American tattoo artist

Samuel F. O’Reilly (May 1854 - 29 April 1909) was an American tattoo artist from New York, who patented the first electric tattoo machine on December 8, 1891.

== Biography ==
O’Reilly was born in Waterbury, New Haven County, Connecticut, to Irish immigrants Thomas O’Reilly and Mary Ann Hurley in May 1854.

He began tattooing in New York around the mid-1880s, probably mentored by Martin Hildebrandt. O'Reilly's machine was based on the rotary technology of Thomas Edison's autographic printing pen. Although O'Reilly held the first patent for an electric tattoo machine, tattoo artists had been experimenting with and modifying a variety of different machines prior to the issuance of the patent. O'Reilly's first pre-patent tattoo machine was a modified dental plugger, which he used to tattoo several dime museum attractions for exhibition between the years 1889 and 1891. From the late 1880s on, tattoo machines continually evolved into the modern tattoo machine.

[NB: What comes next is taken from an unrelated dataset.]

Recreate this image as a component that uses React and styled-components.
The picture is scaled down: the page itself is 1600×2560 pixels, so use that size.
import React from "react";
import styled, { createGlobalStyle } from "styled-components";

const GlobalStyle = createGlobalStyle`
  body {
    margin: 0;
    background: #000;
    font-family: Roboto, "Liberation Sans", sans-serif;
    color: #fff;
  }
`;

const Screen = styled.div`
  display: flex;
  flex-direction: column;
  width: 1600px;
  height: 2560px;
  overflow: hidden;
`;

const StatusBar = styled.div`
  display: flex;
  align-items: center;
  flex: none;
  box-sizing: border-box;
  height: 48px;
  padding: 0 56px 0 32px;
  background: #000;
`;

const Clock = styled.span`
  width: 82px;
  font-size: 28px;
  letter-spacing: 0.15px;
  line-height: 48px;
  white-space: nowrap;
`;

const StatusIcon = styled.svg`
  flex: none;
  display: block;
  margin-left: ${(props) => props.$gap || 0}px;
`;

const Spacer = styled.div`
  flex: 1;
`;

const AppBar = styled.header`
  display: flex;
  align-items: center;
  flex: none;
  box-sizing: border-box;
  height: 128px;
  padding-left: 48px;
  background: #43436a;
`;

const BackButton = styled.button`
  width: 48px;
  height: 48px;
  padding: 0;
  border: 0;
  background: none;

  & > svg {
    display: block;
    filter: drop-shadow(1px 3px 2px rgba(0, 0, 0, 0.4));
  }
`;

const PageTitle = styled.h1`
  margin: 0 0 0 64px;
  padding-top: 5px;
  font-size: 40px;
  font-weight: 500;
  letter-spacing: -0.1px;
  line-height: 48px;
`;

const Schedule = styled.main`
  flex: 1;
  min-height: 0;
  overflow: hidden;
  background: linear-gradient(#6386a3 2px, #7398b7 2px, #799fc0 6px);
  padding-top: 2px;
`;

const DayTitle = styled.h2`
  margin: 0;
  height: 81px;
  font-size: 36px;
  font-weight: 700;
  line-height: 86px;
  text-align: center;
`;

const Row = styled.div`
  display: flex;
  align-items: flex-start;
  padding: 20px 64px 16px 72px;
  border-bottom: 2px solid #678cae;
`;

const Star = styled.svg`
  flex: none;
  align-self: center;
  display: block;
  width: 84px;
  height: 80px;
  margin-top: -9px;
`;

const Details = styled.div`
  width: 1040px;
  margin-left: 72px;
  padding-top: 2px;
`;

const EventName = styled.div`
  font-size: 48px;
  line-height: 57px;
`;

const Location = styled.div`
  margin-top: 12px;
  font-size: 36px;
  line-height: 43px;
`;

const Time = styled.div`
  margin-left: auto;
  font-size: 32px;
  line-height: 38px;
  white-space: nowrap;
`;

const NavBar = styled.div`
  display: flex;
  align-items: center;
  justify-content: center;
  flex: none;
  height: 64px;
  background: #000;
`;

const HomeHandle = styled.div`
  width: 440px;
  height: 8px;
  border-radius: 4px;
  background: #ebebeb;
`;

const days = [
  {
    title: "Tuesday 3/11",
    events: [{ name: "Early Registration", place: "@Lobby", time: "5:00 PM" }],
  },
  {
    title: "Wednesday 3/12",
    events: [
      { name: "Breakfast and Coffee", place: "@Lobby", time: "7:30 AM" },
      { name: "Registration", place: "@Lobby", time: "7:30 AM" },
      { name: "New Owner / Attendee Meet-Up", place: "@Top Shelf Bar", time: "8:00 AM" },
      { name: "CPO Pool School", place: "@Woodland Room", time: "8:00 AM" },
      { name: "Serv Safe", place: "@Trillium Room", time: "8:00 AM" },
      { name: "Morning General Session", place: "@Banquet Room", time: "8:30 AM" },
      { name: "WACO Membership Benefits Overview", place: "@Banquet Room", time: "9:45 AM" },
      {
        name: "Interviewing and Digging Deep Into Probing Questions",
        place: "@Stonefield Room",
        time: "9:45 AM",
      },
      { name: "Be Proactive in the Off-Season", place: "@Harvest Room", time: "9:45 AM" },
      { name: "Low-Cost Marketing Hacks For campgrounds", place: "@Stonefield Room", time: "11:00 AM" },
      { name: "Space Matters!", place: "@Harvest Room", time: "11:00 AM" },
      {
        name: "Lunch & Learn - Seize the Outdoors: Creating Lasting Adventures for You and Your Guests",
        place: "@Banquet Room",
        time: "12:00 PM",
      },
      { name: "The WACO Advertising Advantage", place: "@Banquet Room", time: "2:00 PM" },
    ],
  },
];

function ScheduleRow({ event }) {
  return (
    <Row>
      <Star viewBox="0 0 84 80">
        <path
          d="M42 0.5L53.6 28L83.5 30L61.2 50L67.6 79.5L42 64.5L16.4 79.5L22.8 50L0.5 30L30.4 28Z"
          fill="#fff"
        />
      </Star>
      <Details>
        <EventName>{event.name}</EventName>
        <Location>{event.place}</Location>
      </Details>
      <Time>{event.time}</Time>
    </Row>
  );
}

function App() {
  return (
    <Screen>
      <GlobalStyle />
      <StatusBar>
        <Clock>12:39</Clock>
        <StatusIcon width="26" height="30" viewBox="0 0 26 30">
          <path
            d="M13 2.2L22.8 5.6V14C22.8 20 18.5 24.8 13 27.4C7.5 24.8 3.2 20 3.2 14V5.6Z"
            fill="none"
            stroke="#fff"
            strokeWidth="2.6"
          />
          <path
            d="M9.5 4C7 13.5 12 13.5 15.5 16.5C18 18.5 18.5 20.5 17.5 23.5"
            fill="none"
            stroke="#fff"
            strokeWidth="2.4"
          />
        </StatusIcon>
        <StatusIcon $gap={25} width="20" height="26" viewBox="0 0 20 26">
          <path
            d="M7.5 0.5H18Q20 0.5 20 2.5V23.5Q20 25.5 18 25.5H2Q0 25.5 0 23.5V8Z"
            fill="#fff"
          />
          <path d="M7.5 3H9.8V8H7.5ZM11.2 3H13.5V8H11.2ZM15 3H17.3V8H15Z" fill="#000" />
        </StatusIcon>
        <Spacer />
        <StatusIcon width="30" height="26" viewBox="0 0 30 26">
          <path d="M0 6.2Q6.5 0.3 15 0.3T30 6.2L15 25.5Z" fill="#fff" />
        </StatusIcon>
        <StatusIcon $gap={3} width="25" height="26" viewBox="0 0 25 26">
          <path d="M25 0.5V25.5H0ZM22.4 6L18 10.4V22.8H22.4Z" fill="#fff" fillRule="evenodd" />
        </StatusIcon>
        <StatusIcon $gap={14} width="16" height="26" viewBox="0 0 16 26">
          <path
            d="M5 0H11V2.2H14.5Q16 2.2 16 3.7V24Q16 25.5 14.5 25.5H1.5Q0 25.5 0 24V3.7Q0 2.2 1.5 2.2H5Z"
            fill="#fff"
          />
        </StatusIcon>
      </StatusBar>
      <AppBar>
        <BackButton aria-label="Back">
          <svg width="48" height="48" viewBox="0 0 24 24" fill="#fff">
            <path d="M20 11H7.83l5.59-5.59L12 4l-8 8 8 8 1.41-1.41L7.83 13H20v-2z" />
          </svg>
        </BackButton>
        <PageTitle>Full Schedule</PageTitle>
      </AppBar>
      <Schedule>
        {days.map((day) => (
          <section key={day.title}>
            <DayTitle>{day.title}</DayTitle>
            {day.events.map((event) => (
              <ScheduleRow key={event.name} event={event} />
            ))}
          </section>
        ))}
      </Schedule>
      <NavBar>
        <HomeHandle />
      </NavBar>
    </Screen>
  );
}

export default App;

O'Reilly first owned a shop at #5 Chatham Square on the New York Bowery. In 1904, he moved to #11 Chatham Square when the previous tenant, tattoo artist Elmer Getchell, left the city. Charles Wagner was allegedly apprenticed to O'Reilly and later assumed ownership of his #11 Chatham Square shop.

On April 29, 1909, Samuel O'Reilly fell while painting his house and died. He is buried in Holy Cross Cemetery, Brooklyn, NY.